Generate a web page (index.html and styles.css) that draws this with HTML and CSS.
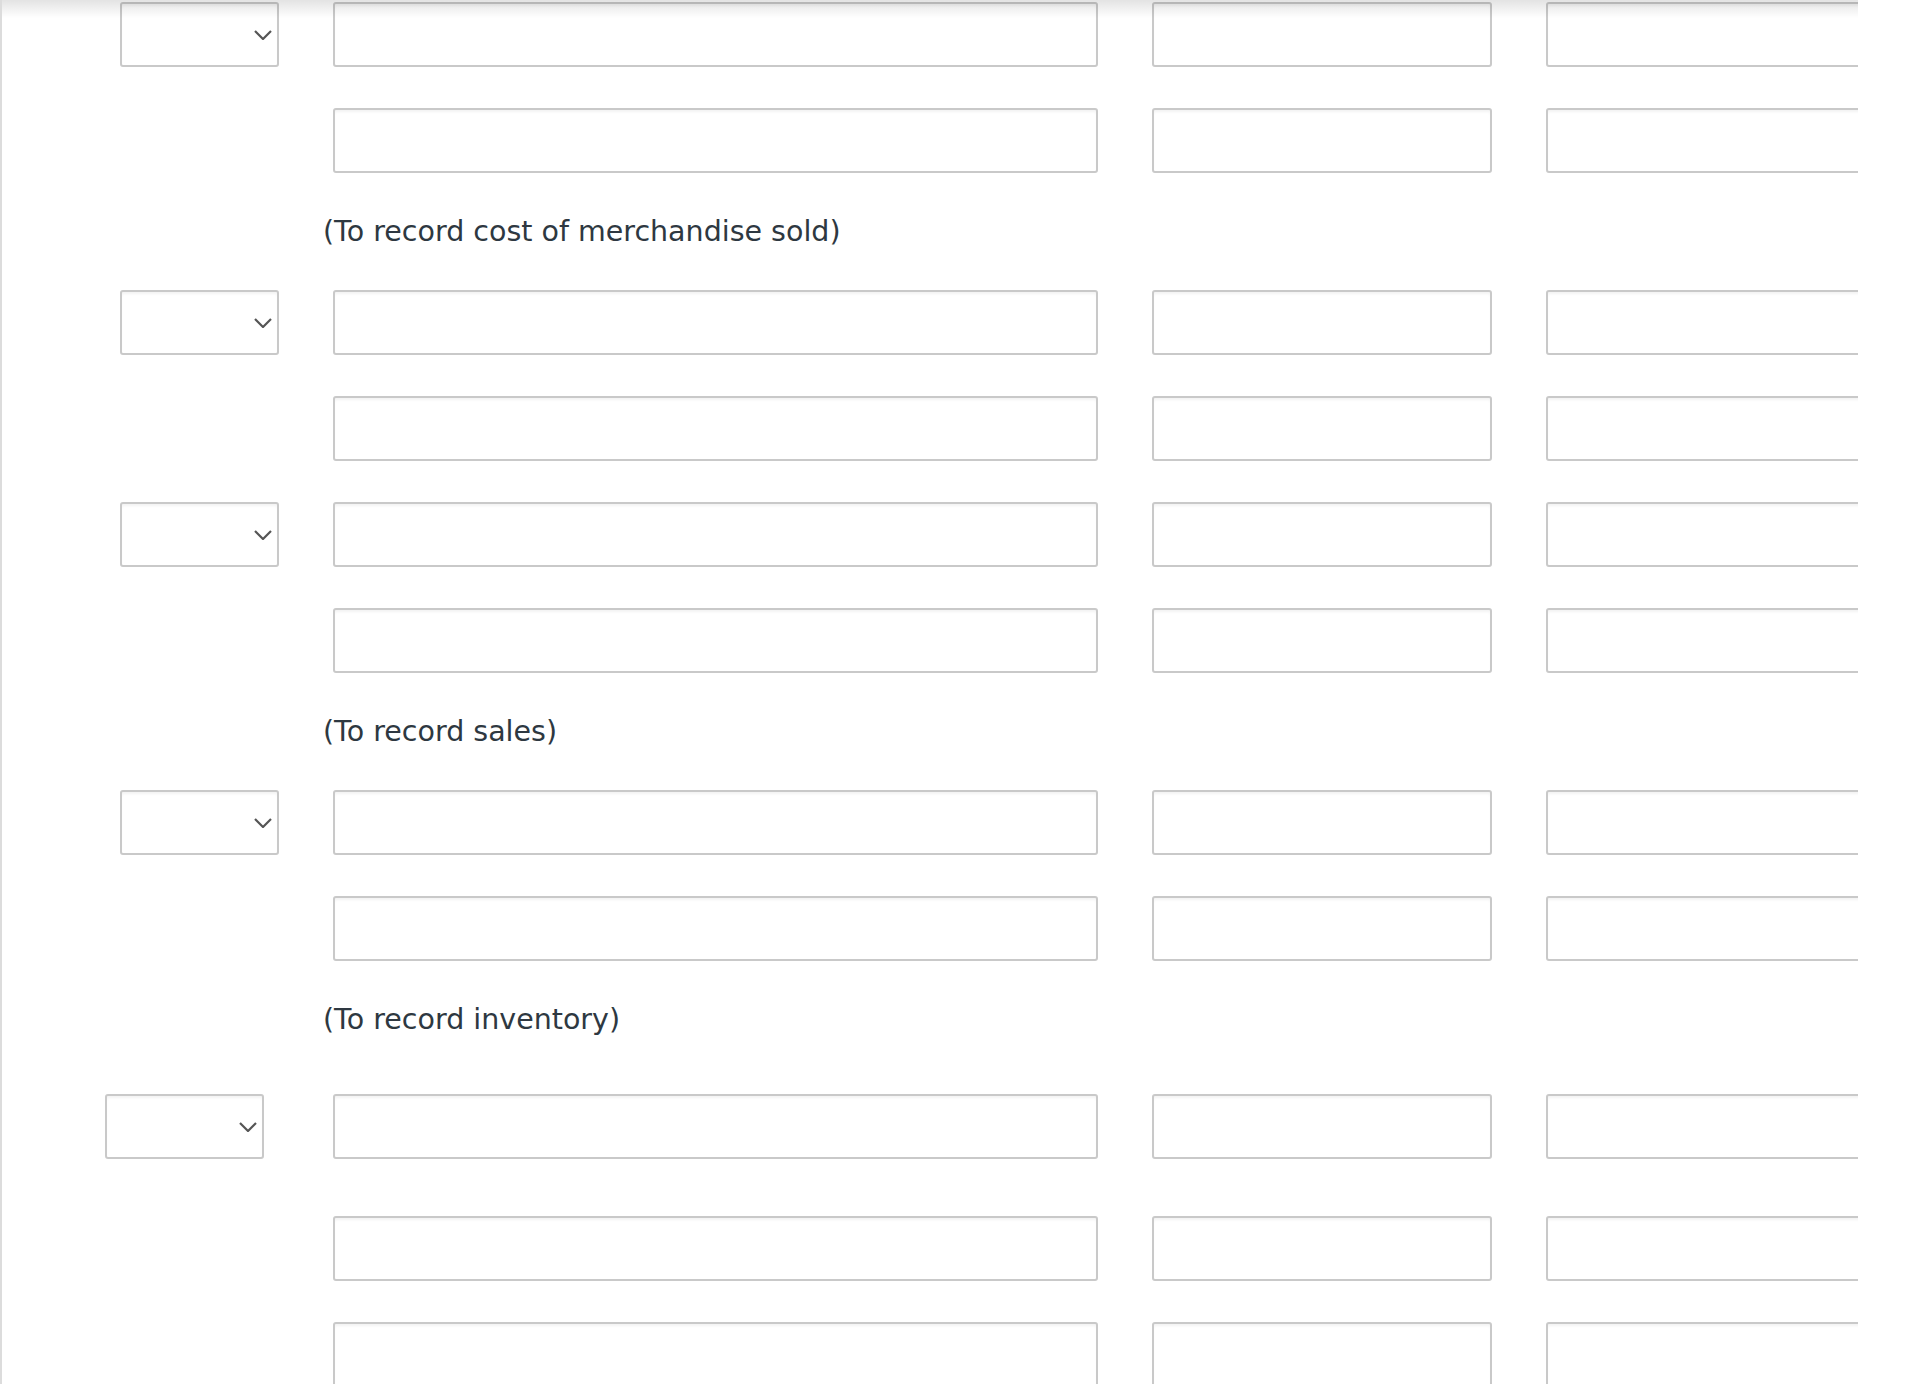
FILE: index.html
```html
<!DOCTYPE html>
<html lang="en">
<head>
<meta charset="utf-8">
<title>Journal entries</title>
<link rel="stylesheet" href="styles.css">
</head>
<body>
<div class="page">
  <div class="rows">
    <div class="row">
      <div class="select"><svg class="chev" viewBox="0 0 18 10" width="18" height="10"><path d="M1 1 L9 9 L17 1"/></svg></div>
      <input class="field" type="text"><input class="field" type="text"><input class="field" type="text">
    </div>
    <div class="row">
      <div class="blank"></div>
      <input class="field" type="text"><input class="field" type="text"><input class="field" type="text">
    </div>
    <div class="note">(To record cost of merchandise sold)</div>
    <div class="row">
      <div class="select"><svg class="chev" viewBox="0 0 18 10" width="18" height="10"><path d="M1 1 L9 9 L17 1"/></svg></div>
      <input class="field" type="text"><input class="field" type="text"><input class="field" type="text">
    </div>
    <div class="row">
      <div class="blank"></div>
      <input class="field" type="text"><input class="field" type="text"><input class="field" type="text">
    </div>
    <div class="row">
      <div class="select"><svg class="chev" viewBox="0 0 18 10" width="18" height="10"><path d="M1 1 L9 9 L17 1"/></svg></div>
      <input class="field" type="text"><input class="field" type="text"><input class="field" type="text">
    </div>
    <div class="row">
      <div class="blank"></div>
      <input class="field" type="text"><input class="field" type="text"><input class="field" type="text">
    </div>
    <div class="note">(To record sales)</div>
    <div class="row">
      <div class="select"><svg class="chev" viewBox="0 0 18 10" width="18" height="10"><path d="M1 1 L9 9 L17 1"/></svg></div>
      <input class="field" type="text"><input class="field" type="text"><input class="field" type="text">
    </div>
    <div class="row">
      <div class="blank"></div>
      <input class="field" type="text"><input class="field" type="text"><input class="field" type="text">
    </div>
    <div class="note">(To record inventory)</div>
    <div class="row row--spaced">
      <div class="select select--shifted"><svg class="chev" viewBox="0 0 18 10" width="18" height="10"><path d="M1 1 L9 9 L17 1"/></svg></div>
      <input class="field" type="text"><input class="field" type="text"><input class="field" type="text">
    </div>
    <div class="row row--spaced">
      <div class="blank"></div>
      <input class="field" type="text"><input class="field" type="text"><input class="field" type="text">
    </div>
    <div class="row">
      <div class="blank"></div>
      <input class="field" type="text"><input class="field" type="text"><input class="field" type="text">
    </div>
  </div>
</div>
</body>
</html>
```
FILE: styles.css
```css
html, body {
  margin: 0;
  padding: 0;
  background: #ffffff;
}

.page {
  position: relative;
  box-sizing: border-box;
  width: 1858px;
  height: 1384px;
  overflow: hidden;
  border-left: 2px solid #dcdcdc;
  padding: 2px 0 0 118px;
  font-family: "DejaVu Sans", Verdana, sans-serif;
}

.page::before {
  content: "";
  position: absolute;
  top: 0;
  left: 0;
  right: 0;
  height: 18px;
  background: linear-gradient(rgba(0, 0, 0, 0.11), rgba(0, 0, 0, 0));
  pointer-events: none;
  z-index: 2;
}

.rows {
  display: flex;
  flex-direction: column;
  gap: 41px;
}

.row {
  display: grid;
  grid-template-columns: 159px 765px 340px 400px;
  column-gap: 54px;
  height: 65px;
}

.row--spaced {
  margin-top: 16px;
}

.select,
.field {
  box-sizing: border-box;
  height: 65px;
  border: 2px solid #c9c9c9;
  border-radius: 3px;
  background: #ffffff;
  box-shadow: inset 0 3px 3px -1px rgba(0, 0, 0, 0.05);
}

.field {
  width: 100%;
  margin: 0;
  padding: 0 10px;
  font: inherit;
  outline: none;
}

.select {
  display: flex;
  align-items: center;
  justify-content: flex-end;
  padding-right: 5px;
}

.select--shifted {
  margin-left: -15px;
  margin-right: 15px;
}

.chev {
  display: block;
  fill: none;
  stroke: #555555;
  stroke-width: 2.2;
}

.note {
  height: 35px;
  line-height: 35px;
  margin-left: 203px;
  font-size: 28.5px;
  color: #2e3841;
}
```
########
> _WHAT IS ASKED_
Give the material again exactly as it is, but keep the pictures out.

> _WRITTEN SOLUTION_
Generate a web page (index.html and styles.css) that draws this with HTML and CSS.
FILE: index.html
```html
<!DOCTYPE html>
<html lang="en">
<head>
<meta charset="utf-8">
<title>Journal entries</title>
<link rel="stylesheet" href="styles.css">
</head>
<body>
<div class="page">
  <div class="rows">
    <div class="row">
      <div class="select"><svg class="chev" viewBox="0 0 18 10" width="18" height="10"><path d="M1 1 L9 9 L17 1"/></svg></div>
      <input class="field" type="text"><input class="field" type="text"><input class="field" type="text">
    </div>
    <div class="row">
      <div class="blank"></div>
      <input class="field" type="text"><input class="field" type="text"><input class="field" type="text">
    </div>
    <div class="note">(To record cost of merchandise sold)</div>
    <div class="row">
      <div class="select"><svg class="chev" viewBox="0 0 18 10" width="18" height="10"><path d="M1 1 L9 9 L17 1"/></svg></div>
      <input class="field" type="text"><input class="field" type="text"><input class="field" type="text">
    </div>
    <div class="row">
      <div class="blank"></div>
      <input class="field" type="text"><input class="field" type="text"><input class="field" type="text">
    </div>
    <div class="row">
      <div class="select"><svg class="chev" viewBox="0 0 18 10" width="18" height="10"><path d="M1 1 L9 9 L17 1"/></svg></div>
      <input class="field" type="text"><input class="field" type="text"><input class="field" type="text">
    </div>
    <div class="row">
      <div class="blank"></div>
      <input class="field" type="text"><input class="field" type="text"><input class="field" type="text">
    </div>
    <div class="note">(To record sales)</div>
    <div class="row">
      <div class="select"><svg class="chev" viewBox="0 0 18 10" width="18" height="10"><path d="M1 1 L9 9 L17 1"/></svg></div>
      <input class="field" type="text"><input class="field" type="text"><input class="field" type="text">
    </div>
    <div class="row">
      <div class="blank"></div>
      <input class="field" type="text"><input class="field" type="text"><input class="field" type="text">
    </div>
    <div class="note">(To record inventory)</div>
    <div class="row row--spaced">
      <div class="select select--shifted"><svg class="chev" viewBox="0 0 18 10" width="18" height="10"><path d="M1 1 L9 9 L17 1"/></svg></div>
      <input class="field" type="text"><input class="field" type="text"><input class="field" type="text">
    </div>
    <div class="row row--spaced">
      <div class="blank"></div>
      <input class="field" type="text"><input class="field" type="text"><input class="field" type="text">
    </div>
    <div class="row">
      <div class="blank"></div>
      <input class="field" type="text"><input class="field" type="text"><input class="field" type="text">
    </div>
  </div>
</div>
</body>
</html>
```
FILE: styles.css
```css
html, body {
  margin: 0;
  padding: 0;
  background: #ffffff;
}

.page {
  position: relative;
  box-sizing: border-box;
  width: 1858px;
  height: 1384px;
  overflow: hidden;
  border-left: 2px solid #dcdcdc;
  padding: 2px 0 0 118px;
  font-family: "DejaVu Sans", Verdana, sans-serif;
}

.page::before {
  content: "";
  position: absolute;
  top: 0;
  left: 0;
  right: 0;
  height: 18px;
  background: linear-gradient(rgba(0, 0, 0, 0.11), rgba(0, 0, 0, 0));
  pointer-events: none;
  z-index: 2;
}

.rows {
  display: flex;
  flex-direction: column;
  gap: 41px;
}

.row {
  display: grid;
  grid-template-columns: 159px 765px 340px 400px;
  column-gap: 54px;
  height: 65px;
}

.row--spaced {
  margin-top: 16px;
}

.select,
.field {
  box-sizing: border-box;
  height: 65px;
  border: 2px solid #c9c9c9;
  border-radius: 3px;
  background: #ffffff;
  box-shadow: inset 0 3px 3px -1px rgba(0, 0, 0, 0.05);
}

.field {
  width: 100%;
  margin: 0;
  padding: 0 10px;
  font: inherit;
  outline: none;
}

.select {
  display: flex;
  align-items: center;
  justify-content: flex-end;
  padding-right: 5px;
}

.select--shifted {
  margin-left: -15px;
  margin-right: 15px;
}

.chev {
  display: block;
  fill: none;
  stroke: #555555;
  stroke-width: 2.2;
}

.note {
  height: 35px;
  line-height: 35px;
  margin-left: 203px;
  font-size: 28.5px;
  color: #2e3841;
}
```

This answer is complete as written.